Locate the string "components" in the records below. Copy every line where it occurs.
--- begin SUPPLIED DATA ---
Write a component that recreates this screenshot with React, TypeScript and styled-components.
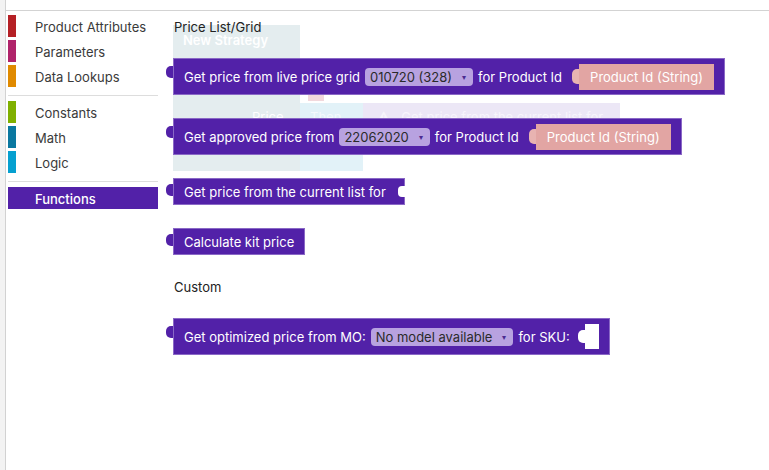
import React from "react";
import styled, { createGlobalStyle } from "styled-components";

const Global = createGlobalStyle`
  html, body { margin: 0; padding: 0; background: #fff; }
  body { font-family: Inter, "Noto Sans", sans-serif; overflow: hidden; }
`;

const Page = styled.div`
  display: flex;
  width: 769px;
  height: 470px;
`;

const LeftEdge = styled.div`
  width: 5px;
  background: #f3f3f3;
  border-right: 1px solid #d2d2d2;
`;

const Main = styled.div`
  flex: 1;
  display: flex;
  flex-direction: column;
`;

const TopBar = styled.div`
  height: 10px;
  border-bottom: 1px solid #d3d3d3;
`;

const Body = styled.div`
  flex: 1;
  display: flex;
`;

const Sidebar = styled.div`
  width: 150px;
  margin-left: 2px;
  padding-top: 4px;
  display: flex;
  flex-direction: column;
`;

const Category = styled.div<{ $color: string; $selected?: boolean }>`
  height: 22px;
  margin-bottom: 3px;
  display: flex;
  align-items: center;
  gap: 19px;
  font-size: 13px;
  color: ${(p) => (p.$selected ? "#fff" : "#3a3a3a")};
  font-weight: ${(p) => (p.$selected ? 500 : 400)};
  background: ${(p) => (p.$selected ? p.$color : "transparent")};
  &::before {
    content: "";
    align-self: stretch;
    width: 8px;
    background: ${(p) => p.$color};
  }
`;

const CategoryText = styled.span`
  padding-top: 2px;
`;

const Separator = styled.div`
  height: 1px;
  background: #dddddd;
  margin: 5px 0 5px;
`;

const Flyout = styled.div`
  position: relative;
  flex: 1;
  padding: 9px 0 0 15px;
  display: flex;
  flex-direction: column;
  gap: 23px;
`;

const Backdrop = styled.div`
  position: absolute;
  inset: 0;
  z-index: 0;
  pointer-events: none;
`;

const Ghost = styled.div<{ $bg: string }>`
  position: absolute;
  background: ${(p) => p.$bg};
`;

const GhostText = styled.span<{ $color: string; $bold?: boolean }>`
  position: absolute;
  font-size: 13px;
  white-space: nowrap;
  color: ${(p) => p.$color};
  font-weight: ${(p) => (p.$bold ? 600 : 400)};
`;

const Label = styled.div<{ $pushed?: boolean }>`
  position: relative;
  z-index: 1;
  height: 15px;
  line-height: 15px;
  margin-top: ${(p) => (p.$pushed ? 2 : 0)}px;
  font-size: 13px;
  color: #222;
  padding-left: 1px;
`;

const Block = styled.div<{ $tall?: boolean; $notch?: boolean }>`
  position: relative;
  z-index: 1;
  align-self: flex-start;
  display: inline-flex;
  align-items: center;
  gap: 5px;
  box-sizing: border-box;
  height: ${(p) => (p.$tall ? 37 : 27)}px;
  padding: 0 ${(p) => (p.$notch ? 18 : 10)}px 0 10px;
  background: #5221a8;
  border: 1px solid #8a68c6;
  color: #fff;
  font-size: 13px;
  white-space: nowrap;
  &::before {
    content: "";
    position: absolute;
    left: -8px;
    top: ${(p) => (p.$tall ? 7 : 5)}px;
    width: 7px;
    height: 12px;
    background: #5221a8;
    border-radius: 5px 0 0 5px;
  }
  ${(p) =>
    p.$notch
      ? `&::after {
    content: "";
    position: absolute;
    right: -1px;
    top: 7px;
    width: 7px;
    height: 11px;
    background: #fff;
    border-radius: 4px 0 0 4px;
  }`
      : ""}
`;

const Dropdown = styled.span`
  display: inline-flex;
  align-items: center;
  gap: 10px;
  height: 18px;
  padding: 0 7px 0 5px;
  border-radius: 4px;
  background: #b8a2e0;
  color: #2a2a2a;
  font-size: 13px;
  &::after {
    content: "▾";
    font-size: 8px;
    color: #4b2a90;
  }
`;

const ValuePill = styled.span`
  position: relative;
  display: inline-flex;
  align-items: center;
  height: 26px;
  padding: 0 11px;
  margin-left: 12px;
  background: #e2a5a3;
  color: #fff;
  font-size: 13px;
  &::before {
    content: "";
    position: absolute;
    left: -7px;
    top: 5px;
    width: 7px;
    height: 15px;
    background: #e8b3b1;
    border-radius: 5px 0 0 5px;
  }
`;

const Slot = styled.span`
  position: relative;
  width: 14px;
  height: 25px;
  margin-left: 10px;
  background: #fff;
  &::before {
    content: "";
    position: absolute;
    left: -7px;
    top: 6px;
    width: 7px;
    height: 13px;
    background: #fff;
    border-radius: 5px 0 0 5px;
  }
`;

const categories = [
  { name: "Product Attributes", color: "#b52025" },
  { name: "Parameters", color: "#b0236a" },
  { name: "Data Lookups", color: "#e08a00" },
];
const categories2 = [
  { name: "Constants", color: "#80b000" },
  { name: "Math", color: "#0a78a0" },
  { name: "Logic", color: "#05a0d0" },
];

export default function App() {
  return (
    <>
      <Global />
      <Page>
        <LeftEdge />
        <Main>
          <TopBar />
          <Body>
            <Sidebar>
              {categories.map((c) => (
                <Category key={c.name} $color={c.color}>
                  <CategoryText>{c.name}</CategoryText>
                </Category>
              ))}
              <Separator />
              {categories2.map((c) => (
                <Category key={c.name} $color={c.color}>
                  <CategoryText>{c.name}</CategoryText>
                </Category>
              ))}
              <Separator />
              <Category $color="#5221a8" $selected>
                <CategoryText>Functions</CategoryText>
              </Category>
            </Sidebar>
            <Flyout>
              <Backdrop>
                <Ghost $bg="#e4edef" style={{ left: 15, top: 14, width: 127, height: 146 }} />
                <Ghost $bg="#e2f2f8" style={{ left: 142, top: 92, width: 63, height: 68 }} />
                <Ghost $bg="#ece7f6" style={{ left: 205, top: 92, width: 257, height: 30 }} />
                <Ghost $bg="#f2d8dc" style={{ left: 150, top: 84, width: 16, height: 6 }} />
                <GhostText $color="#ffffff" $bold style={{ left: 25, top: 21 }}>
                  New Strategy
                </GhostText>
                <GhostText $color="#ffffff" style={{ left: 94, top: 98 }}>
                  Price
                </GhostText>
                <GhostText $color="#f4fafd" style={{ left: 152, top: 98 }}>
                  Then
                </GhostText>
                <GhostText $color="#f7f5fc" style={{ left: 219, top: 98 }}>
                  ⚠&nbsp;&nbsp;&nbsp;Get price from the current list for
                </GhostText>
              </Backdrop>
              <Label>Price List/Grid</Label>
              <Block $tall>
                Get price from live price grid
                <Dropdown>010720 (328)</Dropdown>
                for Product Id
                <ValuePill>Product Id (String)</ValuePill>
              </Block>
              <Block $tall>
                Get approved price from
                <Dropdown>22062020</Dropdown>
                for Product Id
                <ValuePill>Product Id (String)</ValuePill>
              </Block>
              <Block $notch>Get price from the current list for</Block>
              <Block>Calculate kit price</Block>
              <Label $pushed>Custom</Label>
              <Block $tall>
                Get optimized price from MO:
                <Dropdown>No model available</Dropdown>
                for SKU:
                <Slot />
              </Block>
            </Flyout>
          </Body>
        </Main>
      </Page>
    </>
  );
}
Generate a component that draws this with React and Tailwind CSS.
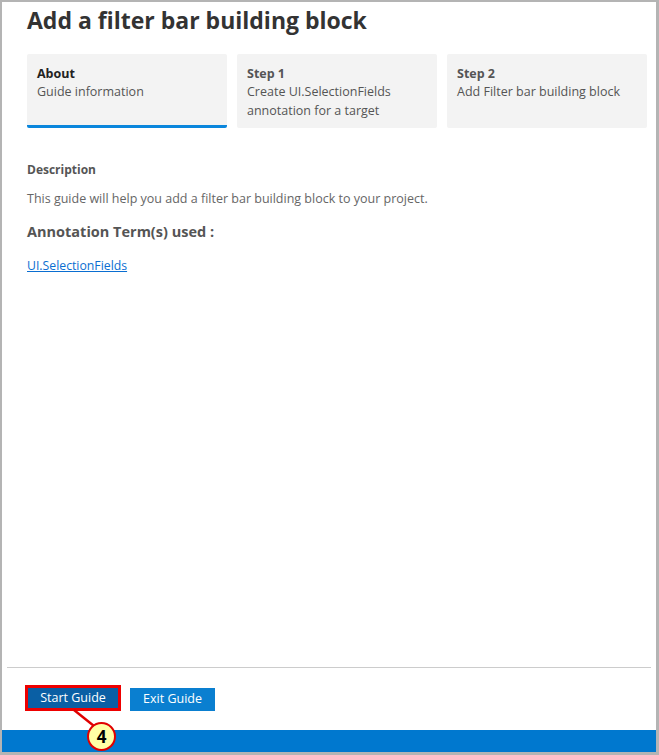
export default function App() {
  const steps = [
    { title: 'About', text: 'Guide information', active: true },
    { title: 'Step 1', text: 'Create UI.SelectionFields annotation for a target' },
    { title: 'Step 2', text: 'Add Filter bar building block' },
  ];

  return (
    <div
      className="w-[659px] h-[755px] bg-[#b4b4b4] pt-[2px] pl-[2px] pr-[3px] pb-[3px]"
      style={{ fontFamily: '"Open Sans", "Noto Sans", sans-serif' }}
    >
      <div className="relative flex h-full flex-col bg-white">
        <div className="flex-1 pl-[25px] pr-[9px]">
          <h1 className="mt-[3px] text-[23px] font-bold leading-[30px] text-[#333]">
            Add a filter bar building block
          </h1>

          <div className="mt-[19px] grid grid-cols-3 gap-[10px]">
            {steps.map((s) => (
              <div
                key={s.title}
                className={
                  'h-[74px] rounded-[2px] bg-[#f3f3f3] px-[10px] pt-[10px] ' +
                  (s.active ? 'border-b-[3px] border-[#0a86dc]' : '')
                }
              >
                <p className={'text-[12.5px] font-bold leading-[19px] ' + (s.active ? 'text-[#222]' : 'text-[#555]')}>
                  {s.title}
                </p>
                <p className="text-[12.5px] leading-[18.5px] text-[#555]">{s.text}</p>
              </div>
            ))}
          </div>

          <p className="mt-[33px] text-[12px] font-bold leading-[18px] text-[#555]">Description</p>
          <p className="mt-[11px] text-[12.5px] leading-[18px] text-[#666]">
            This guide will help you add a filter bar building block to your project.
          </p>
          <p className="mt-[14px] text-[14.5px] font-bold leading-[20px] text-[#555]">Annotation Term(s) used :</p>
          <a href="#" className="mt-[15px] inline-block text-[12.25px] leading-[18px] text-[#0a6ed1] underline">
            UI.SelectionFields
          </a>
        </div>

        <div className="mx-[5px] border-t border-[#cccccc]" />
        <div className="flex items-start gap-[9px] px-[23px] pt-[17px] pb-[19px]">
          <div className="border-[3px] border-[#ee0000]">
            <button className="block h-[20px] w-[90px] bg-[#0a5fa4] text-[12.5px] leading-[20px] text-white">
              Start Guide
            </button>
          </div>
          <button className="mt-[3px] h-[23px] w-[85px] bg-[#0a7fd0] text-[12.5px] text-white">Exit Guide</button>
        </div>
        <div className="h-[22px] bg-[#0078cf]" />

        <svg className="absolute left-[70px] top-[706px]" width="50" height="46" viewBox="0 0 50 46">
          <line x1="2" y1="2" x2="22" y2="18" stroke="#e00000" strokeWidth="2.5" />
        </svg>
        <div className="absolute left-[85px] top-[720px] flex h-[29px] w-[29px] items-center justify-center rounded-full border-[2px] border-[#e00000] bg-[#ffffa6] text-[17px] font-bold text-black">
          4
        </div>
      </div>
    </div>
  );
}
--- end SUPPLIED DATA ---
RESPONSE TO THE TASK ::
Write a component that recreates this screenshot with React, TypeScript and styled-components.
import styled, { createGlobalStyle } from "styled-components";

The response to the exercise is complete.